Let’s go back to the decoupling discussion we started in the overview section. A queue holds and serves messages. Holding can mean a lot of things… It can basically range from: do we try holding it until the end of time, or do we hold it in volatile memory for 1 ms and then drop it if no one claims it? Ok, these may be extreme cases but what if I am designing a library and can think of anything I want? Daskqueue provides two types of queues: Durable queues and Transient ones. The durable queue will hold and serve the messages from the disk. Transient queues will serve them from memory. Messages in a transient queue would be lost in case of a restart or a queue actor failure but durable queues will restart at their previous state in case of a failure and will not lose the sent messages. Of course, you should think about the tradeoffs when using either type: the transient queues tend to be faster even though I tried to optimize the durable queue to provide good performance in most cases.

TransientQueue

  • The default queue class.
  • The submitted messages are appended to an in-memory FIFO queue. Basically, nothing to see here. I just wrapped the Queue class from the standard library in an Actor class and added some methods to put, get, and ack messages.

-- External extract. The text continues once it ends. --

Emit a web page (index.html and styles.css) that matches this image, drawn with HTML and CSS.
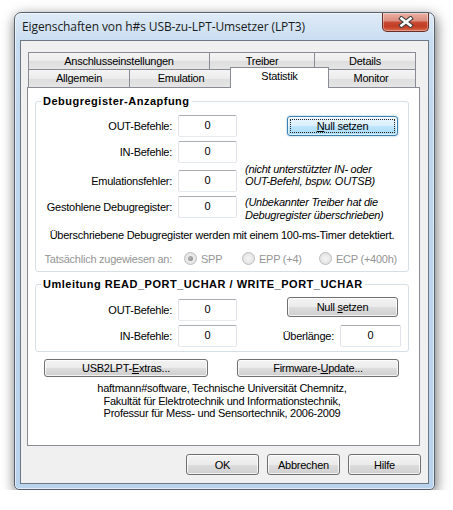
FILE: index.html
```html
<!DOCTYPE html>
<html lang="de">
<head>
<meta charset="utf-8">
<title>Eigenschaften</title>
<link rel="stylesheet" href="styles.css">
</head>
<body>
<div class="window">
  <div class="titlebar">
    <span class="title">Eigenschaften von h#s USB-zu-LPT-Umsetzer (LPT3)</span>
    <div class="close">
      <svg width="16" height="12" viewBox="0 0 16 12">
        <path d="M3.5 2.5 L12.5 9.5 M12.5 2.5 L3.5 9.5" stroke="#3d3d3d" stroke-width="4.6" stroke-linecap="square" fill="none"/>
        <path d="M3.5 2.5 L12.5 9.5 M12.5 2.5 L3.5 9.5" stroke="#ffffff" stroke-width="2.6" stroke-linecap="square" fill="none"/>
      </svg>
    </div>
  </div>
  <div class="client">
    <div class="tabs">
      <div class="tabrow row1">
        <div class="tab w-ansch">Anschlusseinstellungen</div>
        <div class="tab w-treiber">Treiber</div>
        <div class="tab w-details">Details</div>
      </div>
      <div class="tabrow row2">
        <div class="tab w-allg">Allgemein</div>
        <div class="tab w-emu">Emulation</div>
        <div class="tab active w-stat">Statistik</div>
        <div class="tab w-mon">Monitor</div>
      </div>
    </div>
    <div class="panel">
      <div class="group g1">
        <div class="gtitle">Debugregister-Anzapfung</div>
        <div class="frow r1">
          <span class="lbl">OUT-Befehle:</span>
          <span class="edit">0</span>
          <span class="btn focus nullbtn"><span class="focusrect"><span><u>N</u>ull setzen</span></span></span>
        </div>
        <div class="frow r2">
          <span class="lbl">IN-Befehle:</span>
          <span class="edit">0</span>
        </div>
        <div class="frow r3">
          <span class="lbl">Emulationsfehler:</span>
          <span class="edit">0</span>
          <span class="note note1">(nicht unterstützter IN- oder<br>OUT-Befehl, bspw. OUTSB)</span>
        </div>
        <div class="frow r4">
          <span class="lbl">Gestohlene Debugregister:</span>
          <span class="edit">0</span>
          <span class="note note2">(Unbekannter Treiber hat die<br>Debugregister überschrieben)</span>
        </div>
        <div class="info">Überschriebene Debugregister werden mit einem 100-ms-Timer detektiert.</div>
        <div class="radiorow">
          <span class="lbl grey">Tatsächlich zugewiesen an:</span>
          <span class="opt o-spp"><span class="radio checked"></span><span class="grey">SPP</span></span>
          <span class="opt o-epp"><span class="radio"></span><span class="grey">EPP (+4)</span></span>
          <span class="opt o-ecp"><span class="radio"></span><span class="grey">ECP (+400h)</span></span>
        </div>
      </div>
      <div class="group g2">
        <div class="gtitle">Umleitung READ_PORT_UCHAR / WRITE_PORT_UCHAR</div>
        <div class="frow q1">
          <span class="lbl">OUT-Befehle:</span>
          <span class="edit">0</span>
          <span class="btn nullbtn nb2"><span>Null <u>s</u>etzen</span></span>
        </div>
        <div class="frow q2">
          <span class="lbl">IN-Befehle:</span>
          <span class="edit">0</span>
          <span class="lbl2">Überlänge:</span>
          <span class="edit wide">0</span>
        </div>
      </div>
      <div class="extras">
        <span class="btn b-extras"><span>USB2LPT-<u>E</u>xtras...</span></span>
        <span class="btn b-fw"><span>Firmware-<u>U</u>pdate...</span></span>
      </div>
      <div class="credits">haftmann#software, Technische Universität Chemnitz,<br>Fakultät für Elektrotechnik und Informationstechnik,<br>Professur für Mess- und Sensortechnik, 2006-2009</div>
    </div>
    <div class="dlgbtns">
      <span class="btn dbtn">OK</span>
      <span class="btn dbtn">Abbrechen</span>
      <span class="btn dbtn">Hilfe</span>
    </div>
  </div>
</div>
</body>
</html>
```
FILE: styles.css
```css
* { box-sizing: border-box; }
body {
  margin: 0;
  background: #ffffff;
  font-family: "Liberation Sans", Arial, sans-serif;
  font-size: 11px;
  letter-spacing: -0.25px;
  color: #000;
}
.window {
  margin: 12px 0 0 14px;
  width: 421px;
  height: 478px;
  border: 1px solid #56626e;
  border-radius: 7px 7px 5px 5px;
  background: linear-gradient(#dfebf7, #c9ddf1 28px, #bed6ee 120px, #bad3ec);
  box-shadow: 1px 4px 13px rgba(0,0,0,0.6), inset 0 0 0 1px rgba(255,255,255,0.55);
  display: flex;
  flex-direction: column;
}
.titlebar {
  height: 27px;
  display: flex;
  align-items: flex-start;
}
.title {
  font-family: "Open Sans", "Noto Sans", sans-serif;
  font-size: 12px;
  letter-spacing: -0.1px;
  line-height: 28px;
  padding-left: 7px;
  color: #1a1a1a;
}
.close {
  margin-left: auto;
  margin-right: 5px;
  width: 47px;
  height: 19px;
  border: 1px solid #6b2e26;
  border-top: none;
  border-radius: 0 0 5px 5px;
  background: linear-gradient(#eab2a5, #dc8b7c 45%, #c94a33 50%, #c33d24 75%, #d76a4c);
  box-shadow: inset 0 0 0 1px rgba(255,255,255,0.35);
  display: flex;
  align-items: center;
  justify-content: center;
}
.close svg { display: block; }
.client {
  margin: 0 5px;
  height: 444px;
  border: 1px solid #6c7884;
  background: #f0f0f0;
  display: flex;
  flex-direction: column;
}
.tabs { margin: 11px 0 0 7px; }
.tabrow { display: flex; }
.tab {
  border: 1px solid #898c95;
  border-bottom: none;
  margin-left: -1px;
  background: linear-gradient(#f4f4f4, #ececec 50%, #dedede 51%, #e5e5e5);
  text-align: center;
  white-space: nowrap;
}
.tabrow .tab:first-child { margin-left: 0; }
.row1 .tab { height: 17px; line-height: 16px; }
.row2 .tab { height: 18px; line-height: 17px; }
.w-ansch { width: 182px; }
.w-treiber { width: 106px; }
.w-details { width: 102px; }
.w-allg { width: 102px; }
.w-emu { width: 104px; }
.w-mon { width: 90px; }
.row2 .tab.active {
  width: 99px;
  height: 21px;
  margin: -2px -2px -1px -3px;
  background: #ffffff;
  line-height: 17px;
  position: relative;
  z-index: 2;
}
.panel {
  margin-left: 6px;
  width: 393px;
  height: 359px;
  border: 1px solid #898c95;
  background: #ffffff;
  display: flex;
  flex-direction: column;
}
.group {
  margin-left: 7px;
  width: 374px;
  border: 1px solid #d5dfe5;
  border-radius: 3px;
}
.g1 { margin-top: 13px; padding-bottom: 6px; }
.g2 { margin-top: 12px; padding-bottom: 4px; }
.gtitle {
  font-weight: bold;
  letter-spacing: 0.5px;
  margin: -7px 0 0 5px;
  padding: 0 2px;
  background: #fff;
  line-height: 13px;
  width: fit-content;
}
.frow {
  display: flex;
  align-items: center;
  height: 22px;
}
.lbl {
  width: 136px;
  text-align: right;
  white-space: nowrap;
  flex: none;
}
.edit {
  margin-left: 6px;
  width: 59px;
  height: 22px;
  border: 1px solid #e2e3ea;
  border-top-color: #abadb3;
  border-bottom-color: #e3e9ef;
  border-radius: 2px;
  background: #fff;
  text-align: center;
  line-height: 18px;
  flex: none;
}
.edit.wide { width: 61px; margin: 0 7px 0 6px; }
.r1 { margin-top: 7px; }
.r2 { margin-top: 4px; }
.r3 { margin-top: 7px; }
.r4 { margin-top: 4px; }
.q1 { margin-top: 8px; }
.q2 { margin-top: 4px; }
.btn {
  border: 1px solid #707070;
  border-radius: 3px;
  background: linear-gradient(#f3f3f3, #ebebeb 50%, #dddddd 51%, #cfcfcf);
  box-shadow: inset 0 0 0 1px rgba(255,255,255,0.75);
  display: flex;
  align-items: center;
  justify-content: center;
  white-space: nowrap;
  flex: none;
}
.nullbtn {
  margin-left: 50px;
  width: 111px;
  height: 20px;
}
.nb2 { align-self: flex-start; margin-top: -2px; }
.btn.focus {
  border-color: #3c7fb1;
  background: linear-gradient(#eaf6fd, #d9f0fc 50%, #bee6fd 51%, #a7d9f5);
  box-shadow: inset 0 0 0 1px rgba(255,255,255,0.6), 0 0 2px rgba(60,127,177,0.6);
  padding: 2px;
}
.focusrect {
  width: 100%;
  height: 100%;
  border: 1px dotted #222;
  display: flex;
  align-items: center;
  justify-content: center;
}
.note {
  margin-left: 8px;
  font-style: italic;
  line-height: 12px;
  white-space: nowrap;
  align-self: flex-start;
}
.note1 { margin-top: -7px; }
.note2 { margin-top: 0; line-height: 12.5px; }
.info {
  margin-top: 11px;
  line-height: 13px;
  text-align: center;
}
.radiorow {
  margin-top: 10px;
  height: 13px;
  display: flex;
  align-items: center;
}
.grey { color: #959595; }
.opt {
  display: flex;
  align-items: center;
  flex: none;
}
.o-spp { margin-left: 12px; width: 58px; }
.o-epp { width: 77px; }
.radio {
  width: 13px;
  height: 13px;
  border-radius: 50%;
  border: 1px solid #bcbcbc;
  background: radial-gradient(circle at 50% 50%, #f4f4f4 0, #e6e6e6 60%, #dadada 100%);
  margin-right: 4px;
  display: flex;
  align-items: center;
  justify-content: center;
  flex: none;
}
.radio.checked::after {
  content: "";
  width: 5px;
  height: 5px;
  border-radius: 50%;
  background: radial-gradient(circle at 40% 40%, #b8b8b8, #7e7e7e);
}
.lbl2 {
  margin-left: auto;
  white-space: nowrap;
}
.extras {
  margin: 7px 0 0 16px;
  display: flex;
}
.b-extras { width: 164px; height: 18px; }
.b-fw { width: 162px; height: 18px; margin-left: 29px; }
.credits {
  margin: 5px 0 0 7px;
  width: 374px;
  text-align: center;
  line-height: 12.5px;
}
.dlgbtns {
  margin-top: 8px;
  padding-right: 7px;
  display: flex;
  justify-content: flex-end;
  gap: 8px;
}
.dbtn { width: 73px; height: 21px; }
```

One note here is the addition of a special data structure to manage the delivered messages ( a sorted dictionary) to be able to reschedule unacked messages. The mechanism will be detailed in the durable queue section because I basically reused the same logic.

DurableQueue

This is a disk-backed queue for persisting messages. At first, I thought about using existing libraries to implement a disk-based queue, Projects like LiteQueue already offer a queue like interface to a sqlite database. This is great but first I didn’t want to add dependencies to the library and something like SQLite is great but I didn’t necessarily want a full-on ACID transactions backend all the hoopla for a simple disk queue. I also wanted this part to be fast enough to be usable!

I drew this schema with the overall logic for the durable queue, don’t worry I’ll break down each portion of the schema below. DurableQueue interface and underlying objects

DurableQueue interface and underlying objects

The bare minimum requirement for durability is to write messages to disk, then read them back. OK great, KV stores have been doing this since the 14th century BC, but again I wanted to write a custom storage layer because it minimizes third-party dependencies, and let’s be real here, it’s a lot of fun to build it yourself as a side project!

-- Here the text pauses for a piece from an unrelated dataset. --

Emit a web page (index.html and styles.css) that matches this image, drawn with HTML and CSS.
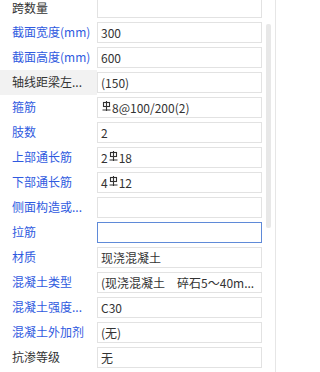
FILE: index.html
```html
<!DOCTYPE html>
<html lang="zh">
<head>
<meta charset="utf-8">
<link rel="stylesheet" href="styles.css">
</head>
<body>
<div class="panel">
  <div class="list">
    <div class="row first"><div class="label">跨数量</div><div class="val"></div></div>
    <div class="row"><div class="label blue">截面宽度(mm)</div><div class="val">300</div></div>
    <div class="row"><div class="label blue">截面高度(mm)</div><div class="val">600</div></div>
    <div class="row grey"><div class="label">轴线距梁左...</div><div class="val">(150)</div></div>
    <div class="row"><div class="label blue">箍筋</div><div class="val"><svg class="rb" viewBox="0 0 9 10"><rect x="1.5" y="1.5" width="6" height="4"/><path d="M4.5 0V10M0.5 9H8.5"/></svg>8@100/200(2)</div></div>
    <div class="row"><div class="label blue">肢数</div><div class="val">2</div></div>
    <div class="row"><div class="label blue">上部通长筋</div><div class="val">2<svg class="rb" viewBox="0 0 9 10"><rect x="1.5" y="1.5" width="6" height="4"/><path d="M4.5 0V10M0.5 9H8.5"/></svg>18</div></div>
    <div class="row"><div class="label blue">下部通长筋</div><div class="val">4<svg class="rb" viewBox="0 0 9 10"><rect x="1.5" y="1.5" width="6" height="4"/><path d="M4.5 0V10M0.5 9H8.5"/></svg>12</div></div>
    <div class="row"><div class="label blue">侧面构造或...</div><div class="val"></div></div>
    <div class="row"><div class="label blue">拉筋</div><div class="val active"></div></div>
    <div class="row"><div class="label blue">材质</div><div class="val">现浇混凝土</div></div>
    <div class="row"><div class="label blue">混凝土类型</div><div class="val">(现浇混凝土　碎石5～40m...</div></div>
    <div class="row"><div class="label blue">混凝土强度...</div><div class="val">C30</div></div>
    <div class="row"><div class="label blue">混凝土外加剂</div><div class="val">(无)</div></div>
    <div class="row"><div class="label">抗渗等级</div><div class="val">无</div></div>
  </div>
  <div class="track"><div class="thumb"></div></div>
</div>
</body>
</html>
```
FILE: styles.css
```css
html, body {
  margin: 0;
  padding: 0;
  background: #fff;
}
body {
  width: 277px;
  height: 372px;
  overflow: hidden;
  font-family: "Noto Sans CJK SC", "Noto Sans", sans-serif;
  font-size: 12px;
  color: #333;
}
.panel {
  display: flex;
  width: 276px;
  height: 372px;
  border-right: 1px solid #e6e6e6;
  box-sizing: border-box;
}
.list {
  width: 262px;
  flex: none;
}
.row {
  display: grid;
  grid-template-columns: 97px 165px;
  height: 25px;
}
.row.first {
  height: 20px;
}
.row.first .label {
  line-height: 15px;
}
.row.first .val {
  margin-top: 0;
  height: 18px;
  border-top: none;
}
.row.grey .label {
  background: #f2f2f2;
}
.label {
  padding-left: 12px;
  line-height: 24px;
  white-space: nowrap;
  overflow: hidden;
  color: #333;
}
.label.blue {
  color: #2f5ae0;
}
.val {
  margin: 2px 0;
  height: 21px;
  box-sizing: border-box;
  border: 1px solid #e2e2e2;
  padding-left: 3px;
  line-height: 19px;
  white-space: nowrap;
  overflow: hidden;
  color: #333;
}
.val.active {
  border-color: #5f8ad8;
}
.rb {
  width: 9px;
  height: 10px;
  margin: 0 1px;
  vertical-align: 2px;
  fill: none;
  stroke: #333;
  stroke-width: 1.1;
}
.track {
  flex: none;
  width: 13px;
  padding: 24px 0 0 4px;
  box-sizing: border-box;
}
.thumb {
  width: 5px;
  height: 204px;
  background: #e8e8e8;
  border-radius: 2px;
}
```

Before explaining the design choice let’s get a quick lesson in persistence storage fundamentals:

  • When working with disk IO, avoid random IO as much as possible, even with SSD where Read IO is not as bad as HDD, we still see a considerable performance gain when we either read sequentially or write sequentially.
  • Reading and Writing to disk are done via system calls, which means the OS is responsible for the actual writing to the underlying hardware, bytes are copied from user space (where your app lives) to kernel space ( where the OS lives) and then a call to who knows how many layers is done before the bytes reach your device.
  • The disk is only accessed in block chunks, typically a block size of 4 KB. This means that writing a single byte is not possible. You can only read/write multiples of a block size at a time. All modern operating system kernels implement a complex layer of caching, buffering, and I/O management between devices and application to abstract this complexity and offers simple write() and read() syscalls with a bunch of flags.
  • The OS offers a special system call : mmap(). We ask the kernel to map some bytes of a file represented by the file descriptor (think of an integer that points to a file) into memory. Why would you do that you say? Well, reading from and writing to a memory-mapped file does not incur any system call or context switch overhead, it also minimizes copying of buffer between the OS (kernel space) and your application (user space). It also handles complex caching and flushing of memory pages to the underlying storage so you don’t have to think about buffering, cache eviction policy, flushing, etc … Memory mapping comes with its downsides, especially in the multi-read/multi-write application. Writing and reading from disk will only be done in one thread in daskqueue so we don’t have to worry about this.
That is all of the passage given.